▶ [What you are asked to do]
Print the material below exactly as it stands, please, from its first line to the line holding "import React from", with no pictures.

▶ [Given data]

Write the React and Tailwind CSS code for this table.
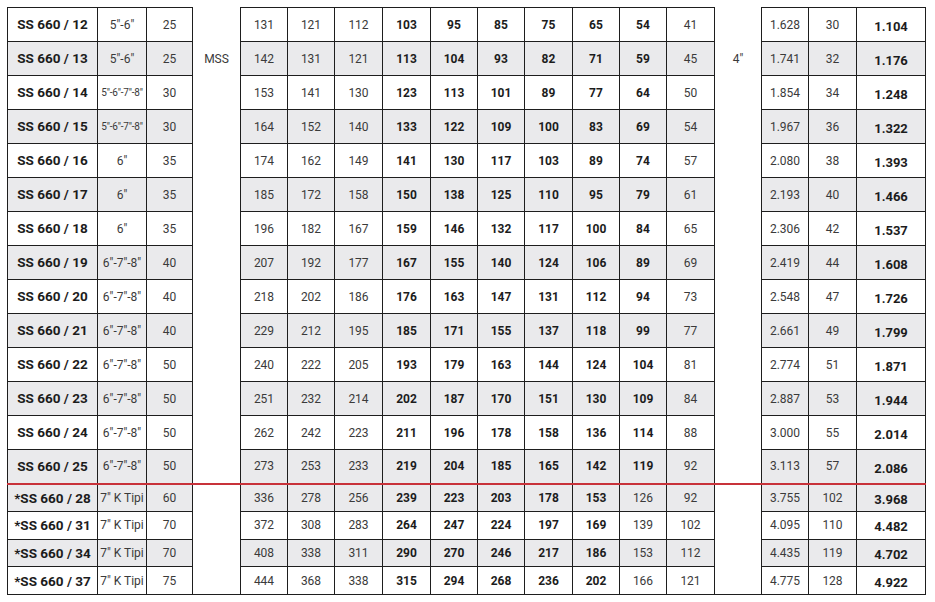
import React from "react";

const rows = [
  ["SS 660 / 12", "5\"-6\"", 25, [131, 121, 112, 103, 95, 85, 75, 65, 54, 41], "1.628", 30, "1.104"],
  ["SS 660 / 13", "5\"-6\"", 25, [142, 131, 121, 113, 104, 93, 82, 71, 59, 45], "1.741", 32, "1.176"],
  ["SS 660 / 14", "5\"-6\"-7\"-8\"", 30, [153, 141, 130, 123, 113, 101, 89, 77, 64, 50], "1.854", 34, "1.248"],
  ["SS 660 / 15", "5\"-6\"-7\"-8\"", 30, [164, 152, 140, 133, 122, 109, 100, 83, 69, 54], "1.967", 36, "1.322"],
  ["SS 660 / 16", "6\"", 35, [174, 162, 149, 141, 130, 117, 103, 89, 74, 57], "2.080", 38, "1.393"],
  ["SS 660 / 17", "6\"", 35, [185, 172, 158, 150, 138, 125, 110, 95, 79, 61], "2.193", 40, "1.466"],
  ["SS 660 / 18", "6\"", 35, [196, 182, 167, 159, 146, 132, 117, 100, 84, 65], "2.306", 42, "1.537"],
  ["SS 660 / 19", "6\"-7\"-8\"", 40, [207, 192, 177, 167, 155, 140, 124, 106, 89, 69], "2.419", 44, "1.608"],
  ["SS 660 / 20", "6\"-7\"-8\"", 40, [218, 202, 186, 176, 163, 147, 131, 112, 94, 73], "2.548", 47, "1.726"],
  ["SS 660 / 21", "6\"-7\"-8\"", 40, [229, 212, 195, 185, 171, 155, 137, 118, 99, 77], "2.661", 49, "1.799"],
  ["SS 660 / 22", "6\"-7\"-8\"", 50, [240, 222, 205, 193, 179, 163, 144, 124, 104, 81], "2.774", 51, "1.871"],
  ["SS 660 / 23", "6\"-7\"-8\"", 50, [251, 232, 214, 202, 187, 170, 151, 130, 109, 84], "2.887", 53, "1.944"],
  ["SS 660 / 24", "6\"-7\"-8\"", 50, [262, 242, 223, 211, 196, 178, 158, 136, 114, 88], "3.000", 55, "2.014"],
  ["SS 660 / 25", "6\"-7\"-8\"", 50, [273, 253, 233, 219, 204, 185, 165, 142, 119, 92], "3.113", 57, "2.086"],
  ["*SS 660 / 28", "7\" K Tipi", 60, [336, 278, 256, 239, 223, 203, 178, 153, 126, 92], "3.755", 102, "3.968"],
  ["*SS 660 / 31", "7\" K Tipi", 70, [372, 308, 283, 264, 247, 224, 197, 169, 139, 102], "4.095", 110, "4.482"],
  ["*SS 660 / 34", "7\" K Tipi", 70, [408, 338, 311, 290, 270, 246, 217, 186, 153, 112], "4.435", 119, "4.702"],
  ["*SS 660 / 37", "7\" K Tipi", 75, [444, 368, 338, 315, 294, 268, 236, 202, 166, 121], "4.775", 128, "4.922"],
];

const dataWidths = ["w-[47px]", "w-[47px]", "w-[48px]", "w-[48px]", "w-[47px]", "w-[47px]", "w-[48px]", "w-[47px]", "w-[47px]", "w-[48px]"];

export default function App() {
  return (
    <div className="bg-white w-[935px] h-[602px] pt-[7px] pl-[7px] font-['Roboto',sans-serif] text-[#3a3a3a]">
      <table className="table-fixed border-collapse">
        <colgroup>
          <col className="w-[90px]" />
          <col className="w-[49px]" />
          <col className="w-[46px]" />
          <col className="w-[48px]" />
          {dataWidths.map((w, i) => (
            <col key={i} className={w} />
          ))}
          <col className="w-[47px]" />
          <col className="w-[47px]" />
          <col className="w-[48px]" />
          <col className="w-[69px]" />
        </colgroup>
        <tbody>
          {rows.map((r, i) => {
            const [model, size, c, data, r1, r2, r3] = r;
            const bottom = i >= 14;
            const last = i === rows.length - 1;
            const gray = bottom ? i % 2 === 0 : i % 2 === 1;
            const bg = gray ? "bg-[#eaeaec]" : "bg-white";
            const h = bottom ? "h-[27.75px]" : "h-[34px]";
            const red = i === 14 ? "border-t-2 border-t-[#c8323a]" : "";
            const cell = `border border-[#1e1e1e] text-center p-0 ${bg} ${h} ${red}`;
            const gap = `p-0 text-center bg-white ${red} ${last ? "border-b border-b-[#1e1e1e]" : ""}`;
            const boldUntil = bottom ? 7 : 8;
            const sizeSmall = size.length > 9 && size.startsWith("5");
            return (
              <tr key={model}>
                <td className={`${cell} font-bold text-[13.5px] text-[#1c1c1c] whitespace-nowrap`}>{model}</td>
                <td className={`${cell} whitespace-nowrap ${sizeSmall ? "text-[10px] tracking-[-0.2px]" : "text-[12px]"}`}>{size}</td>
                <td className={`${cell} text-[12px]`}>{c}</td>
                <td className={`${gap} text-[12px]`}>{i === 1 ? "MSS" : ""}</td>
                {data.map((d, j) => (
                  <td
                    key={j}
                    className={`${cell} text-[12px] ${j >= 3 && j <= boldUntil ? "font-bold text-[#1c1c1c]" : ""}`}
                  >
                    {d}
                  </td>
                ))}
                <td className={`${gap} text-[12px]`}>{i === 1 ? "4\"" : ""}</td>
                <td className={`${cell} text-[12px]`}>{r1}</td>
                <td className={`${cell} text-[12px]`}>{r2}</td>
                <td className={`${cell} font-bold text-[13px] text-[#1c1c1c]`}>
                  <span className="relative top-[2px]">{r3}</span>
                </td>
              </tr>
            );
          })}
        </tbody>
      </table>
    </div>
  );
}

▶ [Output for this exercise]
Write the React and Tailwind CSS code for this table.
import React from "react";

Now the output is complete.